A few principles ran through every session:

  • He kept rest periods short, sometimes 10 to 15 seconds, to flood the muscle with blood
  • He obsessed over the mind-muscle connection, chasing a "perfect rep" feel and then repeating it
  • He used submaximal weight he could control through a full range

A representative Phil Heath bicep workout looks like this:

1. Seated alternating dumbbell curls

  • 4 sets of 10 to 12 reps
  • His go-to opener. Seated kills the cheating, forcing the biceps to do the work

2. Cable cross-body curls

  • 3 sets of 12 reps per arm
  • Standing side-on to a low pulley, curling across the body to the opposite chest for a hard peak contraction

3. Preacher curls with EZ bar

  • 3 sets of 10 to 12 reps
  • Locks the elbows in place and loads the lower biceps and stretch position

4. Constant-tension machine or dumbbell curls

  • 3 to 4 sets of 12 to 15 reps
  • Done constant-tension style, never fully bending or extending the arm, which traps blood and produces a skin-splitting pump and deep burn.

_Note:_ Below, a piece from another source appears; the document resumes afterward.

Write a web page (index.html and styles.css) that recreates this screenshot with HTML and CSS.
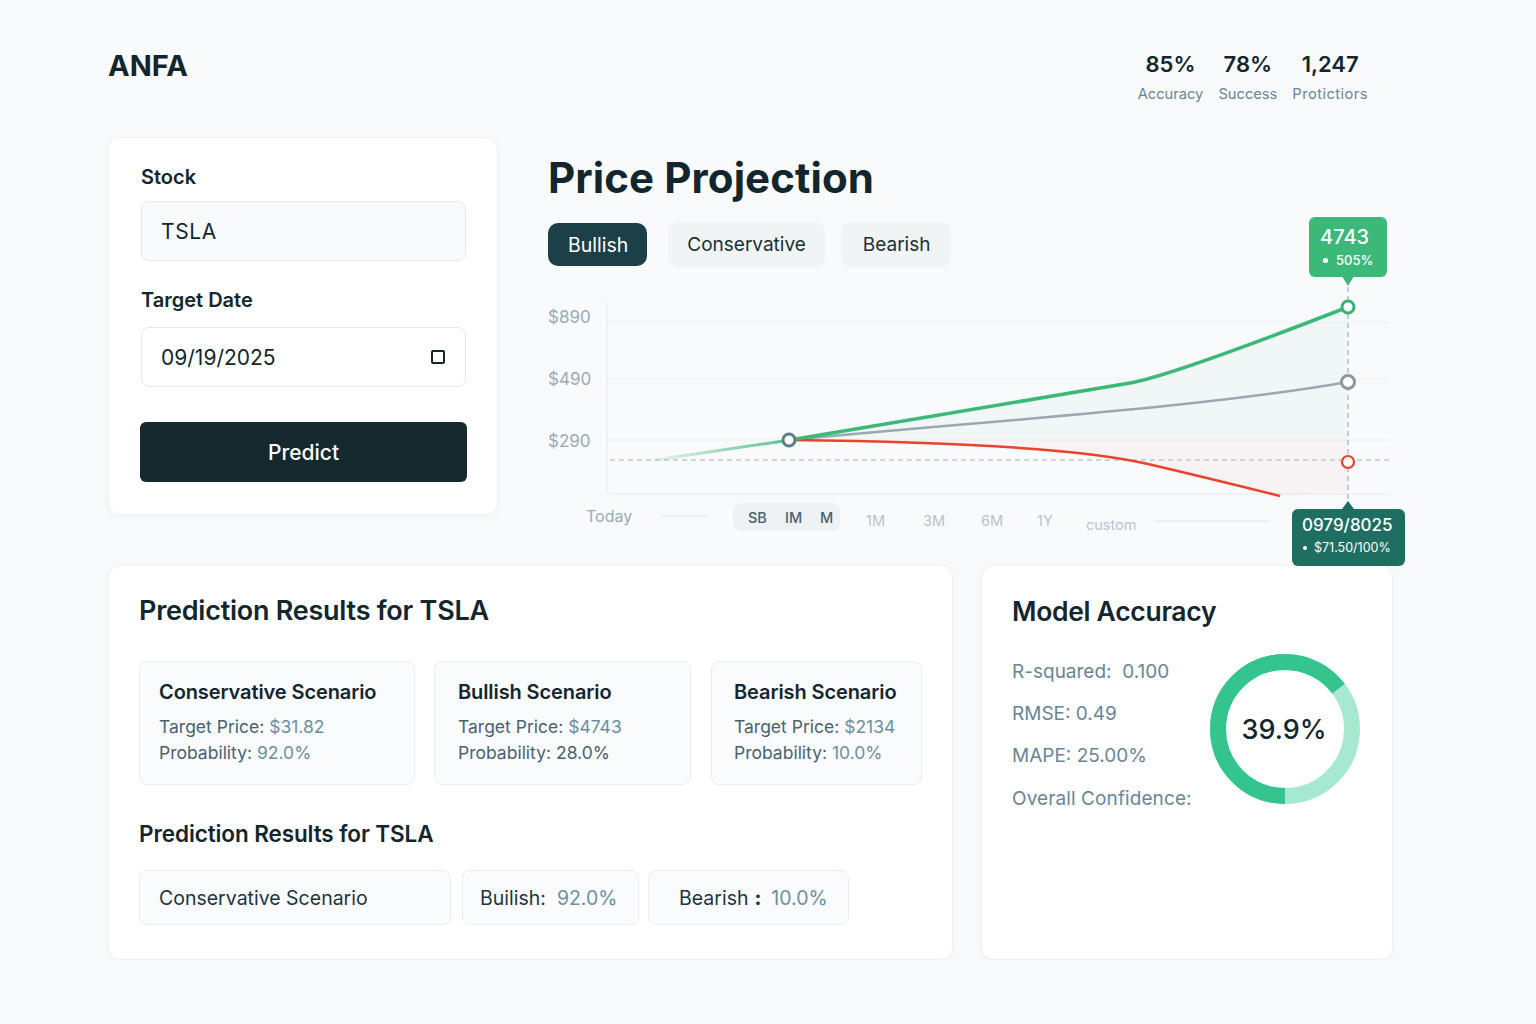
FILE: index.html
```html
<!DOCTYPE html>
<html lang="en">
<head>
<meta charset="utf-8">
<title>ANFA – Price Projection</title>
<link rel="stylesheet" href="styles.css">
</head>
<body>
<div class="page">
  <header class="topbar">
    <div class="brand">ANFA</div>
    <div class="stats">
      <div class="stat"><div class="stat-num">85%</div><div class="stat-label">Accuracy</div></div>
      <div class="stat"><div class="stat-num">78%</div><div class="stat-label">Success</div></div>
      <div class="stat"><div class="stat-num">1,247</div><div class="stat-label stat-label-wide">Protictiors</div></div>
    </div>
  </header>

  <section class="top-grid">
    <div class="card form-card">
      <div class="field-label">Stock</div>
      <div class="input input-muted">TSLA</div>
      <div class="field-label field-label-2">Target Date</div>
      <div class="input input-date"><span>09/19/2025</span><span class="cal-icon"></span></div>
      <button class="predict-btn">Predict</button>
    </div>

    <div class="chart-col">
      <h1 class="chart-title">Price Projection</h1>
      <div class="tabs">
        <div class="tab tab-active">Bullish</div>
        <div class="tab">Conservative</div>
        <div class="tab">Bearish</div>
      </div>
      <svg class="chart" width="860" height="260" viewBox="0 0 860 260">
        <defs>
          <linearGradient id="gstart" x1="107" y1="0" x2="242" y2="0" gradientUnits="userSpaceOnUse">
            <stop offset="0" stop-color="#3cb878" stop-opacity="0.1"/>
            <stop offset="1" stop-color="#3cb878" stop-opacity="0.85"/>
          </linearGradient>
        </defs>
        <line x1="59" y1="32" x2="842" y2="32" class="grid"/>
        <line x1="59" y1="89" x2="842" y2="89" class="grid"/>
        <line x1="59" y1="150" x2="842" y2="150" class="grid"/>
        <path d="M59 12 V198 Q59 204 65 204 H842" class="axis"/>
        <text x="0" y="33" class="ylab">$890</text>
        <text x="0" y="95" class="ylab">$490</text>
        <text x="0" y="157" class="ylab">$290</text>

        <path d="M242 150 L582 93 Q623 86 800 17 L800 150 Z" fill="#3cb878" opacity="0.035"/>
        <path d="M242 150 C420 152 540 160 600 174 S700 198 732 206 L800 204 L800 150 Z" fill="#f06a4a" opacity="0.05"/>

        <line x1="62" y1="170" x2="844" y2="170" class="dash"/>
        <line x1="800" y1="-3" x2="800" y2="220" class="dash"/>

        <path d="M107 170 L242 150" stroke="url(#gstart)" stroke-width="3" fill="none"/>
        <path d="M242 150 C450 130 650 118 800 92" class="line-gray"/>
        <path d="M242 150 C420 152 540 160 600 174 S700 198 732 206" class="line-red"/>
        <path d="M242 150 L582 93 Q623 86 800 17" class="line-green"/>

        <circle cx="241" cy="150" r="6" class="dot dot-start"/>
        <circle cx="800" cy="17" r="6" class="dot dot-green"/>
        <circle cx="800" cy="92" r="6.5" class="dot dot-gray"/>
        <circle cx="800" cy="172" r="6" class="dot dot-red"/>

        <text x="38" y="232" class="xlab">Today</text>
        <line x1="114" y1="226" x2="159" y2="226" class="xline"/>
        <rect x="185" y="213" width="107" height="28" rx="8" fill="#eef2f5"/>
        <text x="200" y="233" class="xpill">SB</text>
        <text x="237" y="233" class="xpill">IM</text>
        <text x="272" y="233" class="xpill">M</text>
        <text x="318" y="236" class="xfaint">1M</text>
        <text x="375" y="236" class="xfaint">3M</text>
        <text x="433" y="236" class="xfaint">6M</text>
        <text x="489" y="236" class="xfaint">1Y</text>
        <text x="538" y="240" class="xfaint">custom</text>
        <line x1="607" y1="231" x2="722" y2="231" class="xline"/>
      </svg>

      <div class="tip tip-top">
        <div class="tip-main">4743</div>
        <div class="tip-sub"><span class="tip-dot"></span>505%</div>
      </div>
      <div class="tip tip-bottom">
        <div class="tip-main tip-main-sm">0979/8025</div>
        <div class="tip-sub tip-sub-sm"><span class="tip-dot tip-dot-sm"></span>$71.50/100%</div>
      </div>
    </div>
  </section>

  <section class="bottom-grid">
    <div class="card results-card">
      <h2 class="card-title">Prediction Results for TSLA</h2>
      <div class="scenario-row">
        <div class="scenario scenario-1">
          <div class="scenario-title">Conservative Scenario</div>
          <div class="scenario-line">Target Price: <span class="val">$31.82</span></div>
          <div class="scenario-line">Probability: <span class="val">92.0%</span></div>
        </div>
        <div class="scenario scenario-2">
          <div class="scenario-title">Bullish Scenario</div>
          <div class="scenario-line">Target Price: <span class="val">$4743</span></div>
          <div class="scenario-line">Probability: 28.0%</div>
        </div>
        <div class="scenario scenario-3">
          <div class="scenario-title">Bearish Scenario</div>
          <div class="scenario-line">Target Price: <span class="val">$2134</span></div>
          <div class="scenario-line">Probability: <span class="val">10.0%</span></div>
        </div>
      </div>
      <h3 class="sub-title">Prediction Results for TSLA</h3>
      <div class="chip-row">
        <div class="chip chip-1">Conservative Scenario</div>
        <div class="chip chip-2">Builish:&nbsp;&nbsp;<span class="val">92.0%</span></div>
        <div class="chip chip-3">Bearish<b class="colon">:</b><span class="val">10.0%</span></div>
      </div>
    </div>

    <div class="card accuracy-card">
      <h2 class="card-title card-title-acc">Model Accuracy</h2>
      <div class="acc-body">
        <div class="acc-stats">
          <div class="acc-line">R-squared:&nbsp; 0.100</div>
          <div class="acc-line">RMSE: 0.49</div>
          <div class="acc-line">MAPE: 25.00%</div>
          <div class="acc-line">Overall Confidence:</div>
        </div>
        <div class="donut">
          <svg width="152" height="152" viewBox="0 0 152 152">
            <circle cx="76" cy="76" r="67" fill="none" stroke="#a7e8d1" stroke-width="16"/>
            <circle cx="76" cy="76" r="67" fill="none" stroke="#34c48e" stroke-width="16"
                    stroke-dasharray="272 500" transform="rotate(90 76 76)"/>
          </svg>
          <div class="donut-label">39.9%</div>
        </div>
      </div>
    </div>
  </section>
</div>
</body>
</html>
```

FILE: styles.css
```css
* { box-sizing: border-box; }
html, body { margin: 0; padding: 0; }
body {
  background: #f8fafc;
  font-family: "Inter", "Noto Sans", "Liberation Sans", sans-serif;
  color: #13262e;
}
.page {
  width: 1285px;
  margin-left: 108px;
}

/* header */
.topbar {
  height: 137px;
  padding-top: 48px;
  display: flex;
  justify-content: space-between;
  align-items: flex-start;
}
.brand {
  font-size: 29px;
  line-height: 36px;
  font-weight: 700;
  color: #13262e;
}
.stats {
  display: flex;
  gap: 15px;
  margin-right: 25px;
  margin-top: 2px;
}
.stat { text-align: center; }
.stat-num {
  font-size: 22px;
  line-height: 28px;
  font-weight: 600;
  color: #13262e;
}
.stat-label {
  margin-top: 8px;
  font-size: 14.7px;
  line-height: 16px;
  color: #6b8594;
}
.stat-label-wide { letter-spacing: 0.45px; }

/* cards */
.card {
  background: #fff;
  border: 1px solid #eef2f5;
  border-radius: 12px;
  box-shadow: 0 2px 8px rgba(30, 50, 70, 0.035);
}

.top-grid {
  display: grid;
  grid-template-columns: 390px minmax(0, 1fr);
  column-gap: 50px;
  align-items: start;
}

.form-card {
  padding: 27px 31px 32px 32px;
}
.field-label {
  font-size: 20px;
  line-height: 24px;
  font-weight: 600;
  color: #13262e;
}
.field-label-2 { margin-top: 27px; }
.input {
  margin-top: 12px;
  height: 60px;
  border: 1.5px solid #e4e9ee;
  border-radius: 8px;
  padding: 0 19px;
  display: flex;
  align-items: center;
  font-size: 21px;
  color: #13262e;
}
.input-muted { background: #f8fafc; letter-spacing: 0.6px; }
.input-date {
  margin-top: 15px;
  background: #fff;
  justify-content: space-between;
}
.cal-icon {
  width: 14px;
  height: 14px;
  border: 2px solid #13262e;
  border-radius: 2px;
  margin-right: 1px;
}
.predict-btn {
  margin-top: 35px;
  height: 60px;
  border: none;
  border-radius: 6px;
  background: #16292f;
  color: #fff;
  font-family: inherit;
  font-size: 21px;
  font-weight: 500;
  margin-left: -1px;
  width: calc(100% + 2px);
}

/* chart column */
.chart-col { position: relative; }
.chart-title {
  margin: 15px 0 0;
  font-size: 42px;
  line-height: 52px;
  font-weight: 700;
  letter-spacing: 0.1px;
  color: #13262e;
}
.tabs {
  margin-top: 18px;
  height: 45px;
  display: flex;
  align-items: center;
}
.tab {
  height: 45px;
  padding: 0 19px;
  display: flex;
  align-items: center;
  border-radius: 10px;
  background: #f0f4f4;
  font-size: 19px;
  color: #1c2f36;
  margin-right: 16px;
}
.tab:last-child { padding: 0 21px 0 22px; }
.tab-active {
  height: 43px;
  padding: 0 19px 0 20px;
  background: #1b4047;
  color: #fff;
  margin-right: 21px;
  font-size: 19.5px;
}
.chart {
  display: block;
  margin-top: 23px;
  overflow: visible;
}
.chart .grid { stroke: #eef2f4; stroke-width: 1; }
.chart .axis { fill: none; stroke: #e6ecf0; stroke-width: 1.2; }
.chart .ylab { font-family: "Inter", sans-serif; font-size: 17px; fill: #9aabb8; }
.chart .dash { stroke: #9fb0bb; stroke-width: 1.2; stroke-dasharray: 5 4; }
.chart .line-gray { fill: none; stroke: #9ba7b1; stroke-width: 2.5; }
.chart .line-red { fill: none; stroke: #e8432b; stroke-width: 2.5; }
.chart .line-green { fill: none; stroke: #3cb878; stroke-width: 3.5; }
.chart .dot { fill: #fff; stroke-width: 3; }
.chart .dot-start { stroke: #5e7f80; }
.chart .dot-green { stroke: #36b374; }
.chart .dot-gray { stroke: #8b98a2; }
.chart .dot-red { stroke: #e8432b; stroke-width: 2.2; }
.chart .xlab { font-family: "Inter", sans-serif; font-size: 16px; fill: #9aabb8; }
.chart .xline { stroke: #dfe6ea; stroke-width: 1.2; }
.chart .xpill { font-family: "Inter", sans-serif; font-size: 14.5px; font-weight: 500; fill: #4d6170; }
.chart .xfaint { font-family: "Inter", sans-serif; font-size: 14.5px; fill: #b7c4cd; }

/* tooltips */
.tip {
  position: absolute;
  color: #fff;
  border-radius: 6px;
}
.tip-top {
  left: 761px;
  top: 80px;
  width: 78px;
  height: 60px;
  background: #3cb878;
  padding: 8px 0 0 11px;
}
.tip-top::after {
  content: "";
  position: absolute;
  left: 33px;
  bottom: -9px;
  border-left: 6px solid transparent;
  border-right: 6px solid transparent;
  border-top: 10px solid #3cb878;
}
.tip-main {
  font-size: 20px;
  line-height: 24px;
  font-weight: 500;
}
.tip-sub {
  margin-top: 2px;
  font-size: 13px;
  line-height: 18px;
  font-weight: 500;
  display: flex;
  align-items: center;
}
.tip-dot {
  width: 5px;
  height: 5px;
  border-radius: 50%;
  background: #fff;
  margin: 0 8px 0 3px;
}
.tip-bottom {
  left: 744px;
  top: 372px;
  width: 113px;
  height: 57px;
  background: #1f6e62;
  padding: 5px 0 0 10px;
}
.tip-bottom::before {
  content: "";
  position: absolute;
  left: 50px;
  top: -8px;
  border-left: 6px solid transparent;
  border-right: 6px solid transparent;
  border-bottom: 8px solid #1f6e62;
}
.tip-main-sm { font-size: 17px; line-height: 22px; }
.tip-sub-sm { font-size: 12.5px; margin-top: 3px; font-weight: 400; }
.tip-dot-sm { width: 4px; height: 4px; margin: 0 7px 0 1px; }

/* bottom grid */
.bottom-grid {
  margin-top: 15px;
  display: grid;
  grid-template-columns: 845px 412px;
  column-gap: 28px;
}
.results-card {
  padding: 29px 30px 34px 30px;
}
.card-title {
  margin: 0;
  font-size: 27px;
  line-height: 32px;
  font-weight: 600;
  letter-spacing: -0.25px;
  color: #13262e;
}
.card-title-acc { font-size: 26.5px; letter-spacing: -0.3px; }
.scenario-row {
  margin-top: 34px;
  display: flex;
}
.scenario {
  height: 124px;
  background: #f9fbfc;
  border: 1px solid #e9eef1;
  border-radius: 8px;
  padding: 18px 19px;
}
.scenario-1 { width: 276px; margin-right: 19px; }
.scenario-2 { width: 257px; margin-right: 20px; padding-left: 23px; }
.scenario-3 { width: 211px; padding-left: 22px; }
.scenario-title {
  font-size: 20px;
  line-height: 24px;
  font-weight: 600;
  letter-spacing: -0.1px;
  color: #13262e;
}
.scenario-line {
  font-size: 17.5px;
  line-height: 26px;
  color: #4a6270;
}
.scenario-title + .scenario-line { margin-top: 10px; }
.val { color: #6e8fa0; }
.sub-title {
  margin: 35px 0 0;
  font-size: 22.5px;
  line-height: 28px;
  font-weight: 600;
  letter-spacing: -0.1px;
  color: #13262e;
}
.chip-row {
  margin-top: 22px;
  display: flex;
}
.chip {
  height: 55px;
  display: flex;
  align-items: center;
  background: #f9fbfc;
  border: 1px solid #e9eef1;
  border-radius: 8px;
  font-size: 19.5px;
  color: #1f343c;
  padding-left: 19px;
}
.chip-1 { width: 312px; margin-right: 11px; }
.chip-2 { width: 177px; margin-right: 9px; padding-left: 17px; }
.chip-3 { width: 201px; padding-left: 30px; }
.colon { font-weight: 800; margin: 0 10px 0 6px; }

.accuracy-card {
  padding: 29px 31px 34px 30px;
}
.acc-body {
  margin-top: 24px;
  display: flex;
  justify-content: space-between;
  align-items: flex-start;
}
.acc-line {
  font-size: 19px;
  line-height: 42px;
  color: #6b8594;
}
.acc-line:last-child { margin-top: 1px; letter-spacing: 0.1px; }
.donut {
  position: relative;
  width: 152px;
  height: 152px;
  margin-top: 2px;
}
.donut svg { display: block; }
.donut-label {
  position: absolute;
  inset: 0;
  display: flex;
  align-items: center;
  justify-content: center;
  font-size: 27px;
  font-weight: 500;
  color: #13262e;
  padding-right: 2px;
}
```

Keep rests between working sets in the 45 to 90 second range.

Most of his sets sit in the 8 to 12 hypertrophy zone, with burnout supersets pushing past 20 reps. A full Heath bicep session runs around 40 minutes of focused, high-quality work.

For a different take on building serious mass, the high-volume Lee Priest arm workout runs 20-plus sets per session, while the Arnold Schwarzenegger arm workout shows how the old-school greats trained the same muscle.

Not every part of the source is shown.